Second, gravitational lensing works due to path length and path angle differences. When the target object is too close to the lens, you don't get the multiple paths necessary for magnification. Consider what happens if you put a small object right up against the glass of a hand magnifer: it doesn't look bigger. You have to move the object back, away from the lens, at which point the varying path lengths become effective at magnifying.

By Michael Kelsey (not verified) on 15 Dec 2016 #permalink

@Michael Kelsey

gravitational lensing works due to path length and path angle differences. When the target object is too close to the lens, you don’t get the multiple paths necessary for magnification. Consider what happens if you put a small object right up against the glass of a hand magnifer: it doesn’t look bigger.

It only works that way when the curvature is slight. Hand magnifiers with the object held back a distance will only get you 10x whereas the extreme curvature of the tiny glass bead used in the Leeuwenhoek glass-bead microscopes of the 1500's let scientists make out cellular structure. The extreme magnification was achieved with the glass bead virtually on top of the subject.

The optics around a black hole was mathematically rendered for the movie Interstellar and even the light of the inner edge of the accretion disc had multiple paths.

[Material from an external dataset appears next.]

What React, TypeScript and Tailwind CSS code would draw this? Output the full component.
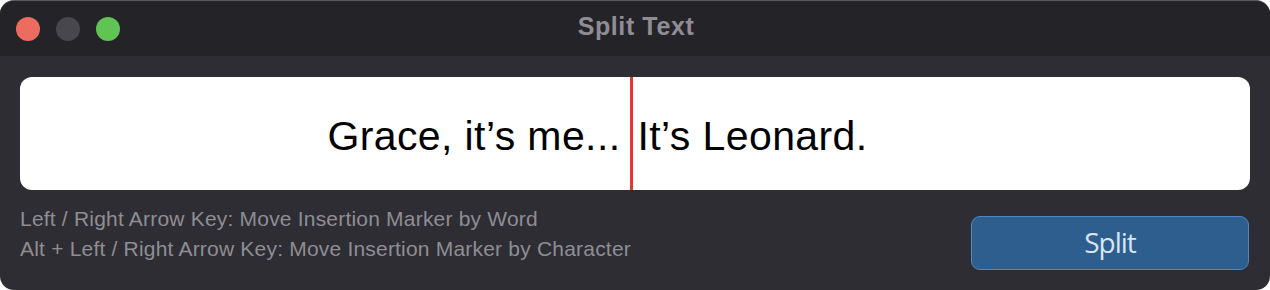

As with the Leeuwenhoek glass-bead microscopes, I wondered if the close proximity to the extremely curved space around a SMBH served to boost the magnification far beyond what we experience with other far more tame examples of gravitational lensing.

As for the oscillation of the light curve I admit that I don't have an answer for that. I suppose the star could have fallen directly into the SMBH from the backside without orbiting and the event was a spaghetification nova.

In the end, I was just curious as to why a star being ripped apart would be so much brighter than one going nova via collapse.

Michael:

There are two problems. First, even if “a portion of the time” were true, that would introduce an obvious oscillation to the light curve, in contradiction to observations.

Actually, isn't there an oscillation? I thought that's what we were supposed to read from both the figure, the simulation, and the figure text's discussion of 'rebrightening.' It doesn't appear, however, to be very pronounced, and it looks ilke it only happens once (while the simulation shows many many orbits).

all stars are apparent as point sources so the size of the object is irrelevant.

One thing I found interesting about the simulation is just how quickly in the in-fall process the star's material goes from a point to a (curved) line. Seems to happen after just one pass around the BH, with all the other remaining passes consisting of a long streamer of star material.

Actually now that I think about it, the star turning from a point source into a long streamer of gas with some mass distribution around its original position would explain why the apparent 'rebrightening' has a longer slower oscillation, rather than a narrow, high intensity one matching the orbital frequency of the star around the BH.

@eric #8: Your last paragraph is the correct one: the rebrightening is due to the "second pass" infall of gas stripped from the star during its initial tidal disruption (the comet Shoemaker-Levy 9 is a good analogy). The "oscillation" I was talking about would be a (not observed) periodic brightening and dimming of the light curve itself, due to orbiting around the BH.